贝叶斯神经网络是由概率模型和神经网络组成的基本模型,它的权重不再是一个确定的值,而是一个分布。本例介绍了如何使用MDP中的bnn_layers模块实现贝叶斯神经网络,并利用贝叶斯神经网络实现一个简单的图片分类功能,整体流程如下:

  1. 处理MNIST数据集;

  2. 定义贝叶斯LeNet网络;

  3. 定义损失函数和优化器;

  4. 加载数据集并进行训练。

本例面向GPU或Ascend 910 AI处理器平台,你可以在这里下载完整的样例代码:https://gitee.com/mindspore/mindspore/tree/r1.2/tests/st/probability/bnn_layers
贝叶斯神经网络目前只支持图模式,需要在代码中设置context.set_context(mode=context.GRAPH_MODE)

处理数据集

本例子使用的是MNIST数据集,数据处理过程与教程中的实现一个图片分类应用一致。

定义贝叶斯神经网络

本例使用的是Bayesian LeNet。利用bnn_layers模块构建贝叶斯神经网络的方法与构建普通的神经网络相同。值得注意的是,bnn_layers和普通的神经网络层可以互相组合。

import mindspore.nn as nn
from mindspore.nn.probability import bnn_layers
import mindspore.ops as ops

class BNNLeNet5(nn.Cell):
    """
    bayesian Lenet network

    Args:
        num_class (int): Num classes. Default: 10.

    Returns:
        Tensor, output tensor
    Examples:
        >>> BNNLeNet5(num_class=10)

    """
    def __init__(self, num_class=10):
        super(BNNLeNet5, self).__init__()
        self.num_class = num_class
        self.conv1 = bnn_layers.ConvReparam(1, 6, 5, stride=1, padding=0, has_bias=False, pad_mode="valid")
        self.conv2 = bnn_layers.ConvReparam(6, 16, 5, stride=1, padding=0, has_bias=False, pad_mode="valid")
        self.fc1 = bnn_layers.DenseReparam(16 * 5 * 5, 120)
        self.fc2 = bnn_layers.DenseReparam(120, 84)
        self.fc3 = bnn_layers.DenseReparam(84, self.num_class)
        self.relu = nn.ReLU()
        self.max_pool2d = nn.MaxPool2d(kernel_size=2, stride=2)
        self.flatten = nn.Flatten()
        self.reshape = ops.Reshape()

    def construct(self, x):
        x = self.conv1(x)
        x = self.relu(x)
        x = self.max_pool2d(x)
        x = self.conv2(x)
        x = self.relu(x)
        x = self.max_pool2d(x)
        x = self.flatten(x)
        x = self.fc1(x)
        x = self.relu(x)
        x = self.fc2(x)
        x = self.relu(x)
        x = self.fc3(x)
        return x

定义损失函数和优化器

接下来需要定义损失函数(Loss)和优化器(Optimizer)。损失函数是深度学习的训练目标,也叫目标函数,可以理解为神经网络的输出(Logits)和标签(Labels)之间的距离,是一个标量数据。
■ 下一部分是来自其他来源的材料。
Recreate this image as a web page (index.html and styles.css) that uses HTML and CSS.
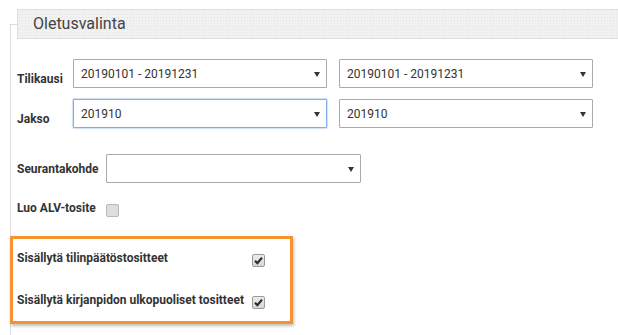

常见的损失函数包括均方误差、L2损失、Hinge损失、交叉熵等等。图像分类应用通常采用交叉熵损失(CrossEntropy)。

优化器用于神经网络求解(训练)。由于神经网络参数规模庞大,无法直接求解,因而深度学习中采用随机梯度下降算法(SGD)及其改进算法进行求解。MindSpore封装了常见的优化器,如SGDAdamMomemtum等等。本例采用Adam优化器,通常需要设定两个参数,学习率(learning_rate)和权重衰减项(weight_decay)。

MindSpore中定义损失函数和优化器的代码样例如下:

# loss function definition
criterion = SoftmaxCrossEntropyWithLogits(sparse=True, reduction="mean")

# optimization definition
optimizer = AdamWeightDecay(params=network.trainable_params(), learning_rate=0.0001)

训练网络

贝叶斯神经网络的训练过程与DNN基本相同,唯一不同的是将WithLossCell替换为适用于BNN的WithBNNLossCell。除了backboneloss_fn两个参数之外,WithBNNLossCell增加了dnn_factorbnn_factor两个参数。dnn_factor是由损失函数计算得到的网络整体损失的系数,bnn_factor是每个贝叶斯层的KL散度的系数,这两个参数是用来平衡网络整体损失和贝叶斯层的KL散度的,防止KL散度的值过大掩盖了网络整体损失。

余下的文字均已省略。